Instructions to follow: Tally the lines in the records underneath that contain the string "React", and state the figure by itself.

Record extracts:
%%

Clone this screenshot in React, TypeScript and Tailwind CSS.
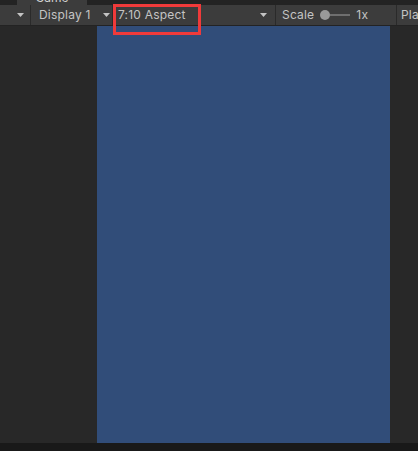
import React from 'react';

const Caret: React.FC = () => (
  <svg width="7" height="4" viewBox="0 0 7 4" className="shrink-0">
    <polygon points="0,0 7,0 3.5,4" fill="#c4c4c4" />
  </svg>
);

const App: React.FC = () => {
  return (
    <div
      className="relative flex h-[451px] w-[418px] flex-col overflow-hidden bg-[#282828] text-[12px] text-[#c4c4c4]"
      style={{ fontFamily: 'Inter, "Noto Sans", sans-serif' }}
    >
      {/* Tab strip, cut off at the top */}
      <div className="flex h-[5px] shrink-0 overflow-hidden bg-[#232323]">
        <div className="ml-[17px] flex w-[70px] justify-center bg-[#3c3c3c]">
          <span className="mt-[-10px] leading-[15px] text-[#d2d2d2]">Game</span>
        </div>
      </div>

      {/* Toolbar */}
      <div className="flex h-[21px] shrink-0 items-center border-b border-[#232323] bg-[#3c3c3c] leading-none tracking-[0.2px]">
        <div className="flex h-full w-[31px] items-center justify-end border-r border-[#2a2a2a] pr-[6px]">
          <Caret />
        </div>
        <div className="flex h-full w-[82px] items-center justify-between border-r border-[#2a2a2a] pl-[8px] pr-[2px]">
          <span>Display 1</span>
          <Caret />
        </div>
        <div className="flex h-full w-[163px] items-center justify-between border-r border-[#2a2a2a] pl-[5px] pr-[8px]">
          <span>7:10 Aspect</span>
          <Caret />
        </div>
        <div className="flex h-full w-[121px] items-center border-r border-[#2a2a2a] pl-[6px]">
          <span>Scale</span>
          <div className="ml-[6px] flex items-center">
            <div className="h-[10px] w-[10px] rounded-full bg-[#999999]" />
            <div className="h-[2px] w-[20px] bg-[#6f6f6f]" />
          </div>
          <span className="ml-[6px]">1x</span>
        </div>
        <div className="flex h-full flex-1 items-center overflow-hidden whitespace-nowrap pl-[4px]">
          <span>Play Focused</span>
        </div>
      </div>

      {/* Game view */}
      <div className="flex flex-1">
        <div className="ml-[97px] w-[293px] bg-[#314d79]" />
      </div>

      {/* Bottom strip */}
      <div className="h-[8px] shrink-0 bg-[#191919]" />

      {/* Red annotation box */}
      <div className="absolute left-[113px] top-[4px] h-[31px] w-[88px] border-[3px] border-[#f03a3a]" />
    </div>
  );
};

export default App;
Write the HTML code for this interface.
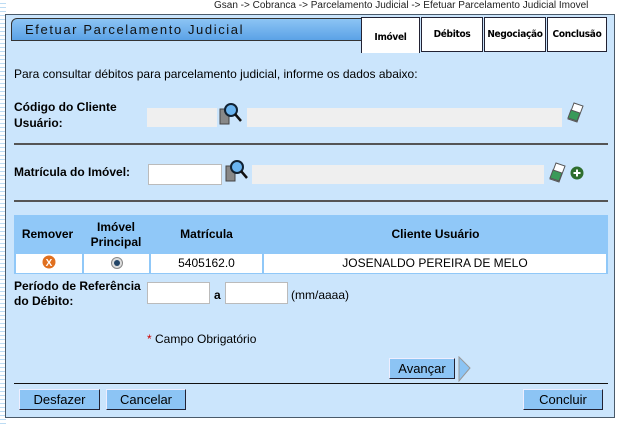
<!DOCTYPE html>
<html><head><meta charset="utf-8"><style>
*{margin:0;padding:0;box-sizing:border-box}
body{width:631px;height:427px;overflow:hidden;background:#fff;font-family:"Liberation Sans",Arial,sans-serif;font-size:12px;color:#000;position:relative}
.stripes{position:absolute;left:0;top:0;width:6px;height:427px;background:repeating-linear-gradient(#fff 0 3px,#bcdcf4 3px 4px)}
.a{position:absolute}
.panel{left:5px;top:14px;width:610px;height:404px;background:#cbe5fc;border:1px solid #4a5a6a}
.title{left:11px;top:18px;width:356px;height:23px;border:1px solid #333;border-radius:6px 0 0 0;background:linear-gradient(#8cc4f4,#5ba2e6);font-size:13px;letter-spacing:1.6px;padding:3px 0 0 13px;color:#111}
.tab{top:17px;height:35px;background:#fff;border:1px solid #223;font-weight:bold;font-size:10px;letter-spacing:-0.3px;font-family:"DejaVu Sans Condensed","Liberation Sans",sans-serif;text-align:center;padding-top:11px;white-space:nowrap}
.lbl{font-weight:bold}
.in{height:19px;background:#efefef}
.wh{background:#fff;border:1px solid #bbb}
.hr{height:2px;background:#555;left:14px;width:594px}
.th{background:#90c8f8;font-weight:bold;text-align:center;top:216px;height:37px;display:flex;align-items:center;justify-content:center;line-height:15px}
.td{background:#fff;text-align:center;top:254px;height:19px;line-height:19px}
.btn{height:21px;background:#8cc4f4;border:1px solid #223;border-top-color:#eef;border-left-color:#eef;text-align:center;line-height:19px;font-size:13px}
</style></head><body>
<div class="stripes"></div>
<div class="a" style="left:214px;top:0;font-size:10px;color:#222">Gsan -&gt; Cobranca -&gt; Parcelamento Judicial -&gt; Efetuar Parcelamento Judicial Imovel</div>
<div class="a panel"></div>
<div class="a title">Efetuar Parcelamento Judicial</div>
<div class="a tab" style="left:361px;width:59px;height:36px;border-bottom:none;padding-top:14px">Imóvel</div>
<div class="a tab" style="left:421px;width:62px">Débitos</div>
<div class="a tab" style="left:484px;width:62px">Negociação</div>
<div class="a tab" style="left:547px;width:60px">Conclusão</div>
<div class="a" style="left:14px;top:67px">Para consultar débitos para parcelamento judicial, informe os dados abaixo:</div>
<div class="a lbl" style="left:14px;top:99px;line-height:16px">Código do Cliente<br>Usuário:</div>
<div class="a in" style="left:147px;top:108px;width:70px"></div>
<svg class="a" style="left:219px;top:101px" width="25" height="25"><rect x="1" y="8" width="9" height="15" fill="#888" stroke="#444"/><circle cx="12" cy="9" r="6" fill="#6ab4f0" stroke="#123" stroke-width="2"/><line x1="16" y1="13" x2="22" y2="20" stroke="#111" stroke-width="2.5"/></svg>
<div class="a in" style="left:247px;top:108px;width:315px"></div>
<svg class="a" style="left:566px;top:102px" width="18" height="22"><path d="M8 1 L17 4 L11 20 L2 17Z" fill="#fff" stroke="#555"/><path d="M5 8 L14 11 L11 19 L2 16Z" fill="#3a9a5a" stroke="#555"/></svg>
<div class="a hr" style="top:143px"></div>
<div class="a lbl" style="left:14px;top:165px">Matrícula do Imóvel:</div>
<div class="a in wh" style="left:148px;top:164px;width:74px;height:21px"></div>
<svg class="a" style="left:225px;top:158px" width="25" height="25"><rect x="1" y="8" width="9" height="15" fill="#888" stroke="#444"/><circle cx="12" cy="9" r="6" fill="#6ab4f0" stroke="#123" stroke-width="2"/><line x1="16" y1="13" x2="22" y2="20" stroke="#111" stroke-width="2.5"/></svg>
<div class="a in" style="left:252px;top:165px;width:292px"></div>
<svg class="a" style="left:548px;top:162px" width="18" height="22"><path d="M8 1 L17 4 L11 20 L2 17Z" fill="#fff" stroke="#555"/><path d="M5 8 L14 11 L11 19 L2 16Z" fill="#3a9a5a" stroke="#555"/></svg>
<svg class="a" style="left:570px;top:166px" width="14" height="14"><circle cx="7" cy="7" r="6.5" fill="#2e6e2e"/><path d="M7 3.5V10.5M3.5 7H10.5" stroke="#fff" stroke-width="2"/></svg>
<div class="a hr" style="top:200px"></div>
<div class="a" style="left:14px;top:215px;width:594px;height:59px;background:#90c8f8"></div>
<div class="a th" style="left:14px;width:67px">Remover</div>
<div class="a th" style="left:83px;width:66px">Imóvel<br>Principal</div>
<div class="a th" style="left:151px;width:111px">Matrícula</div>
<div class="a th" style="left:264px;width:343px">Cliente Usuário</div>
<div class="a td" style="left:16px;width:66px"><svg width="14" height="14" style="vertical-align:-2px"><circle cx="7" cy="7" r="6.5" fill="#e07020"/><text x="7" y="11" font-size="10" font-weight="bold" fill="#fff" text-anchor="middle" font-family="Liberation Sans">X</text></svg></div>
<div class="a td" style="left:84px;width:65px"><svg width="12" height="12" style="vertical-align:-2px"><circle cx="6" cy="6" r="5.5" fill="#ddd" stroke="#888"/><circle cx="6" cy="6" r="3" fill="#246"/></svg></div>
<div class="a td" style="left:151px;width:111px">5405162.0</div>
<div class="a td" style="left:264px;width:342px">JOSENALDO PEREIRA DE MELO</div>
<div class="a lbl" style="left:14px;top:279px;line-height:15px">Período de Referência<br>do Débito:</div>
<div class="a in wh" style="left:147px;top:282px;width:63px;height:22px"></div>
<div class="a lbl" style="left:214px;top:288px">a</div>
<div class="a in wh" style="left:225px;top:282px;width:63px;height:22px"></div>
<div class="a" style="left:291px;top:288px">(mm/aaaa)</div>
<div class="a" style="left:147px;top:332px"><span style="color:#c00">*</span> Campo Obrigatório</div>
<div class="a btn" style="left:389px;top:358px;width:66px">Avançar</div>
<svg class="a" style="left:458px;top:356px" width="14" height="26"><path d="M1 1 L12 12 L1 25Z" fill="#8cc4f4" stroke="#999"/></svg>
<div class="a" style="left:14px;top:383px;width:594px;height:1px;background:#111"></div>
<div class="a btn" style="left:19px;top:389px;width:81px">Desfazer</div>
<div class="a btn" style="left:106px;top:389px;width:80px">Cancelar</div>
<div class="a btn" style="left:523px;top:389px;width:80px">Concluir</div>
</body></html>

%%

Task answer: 4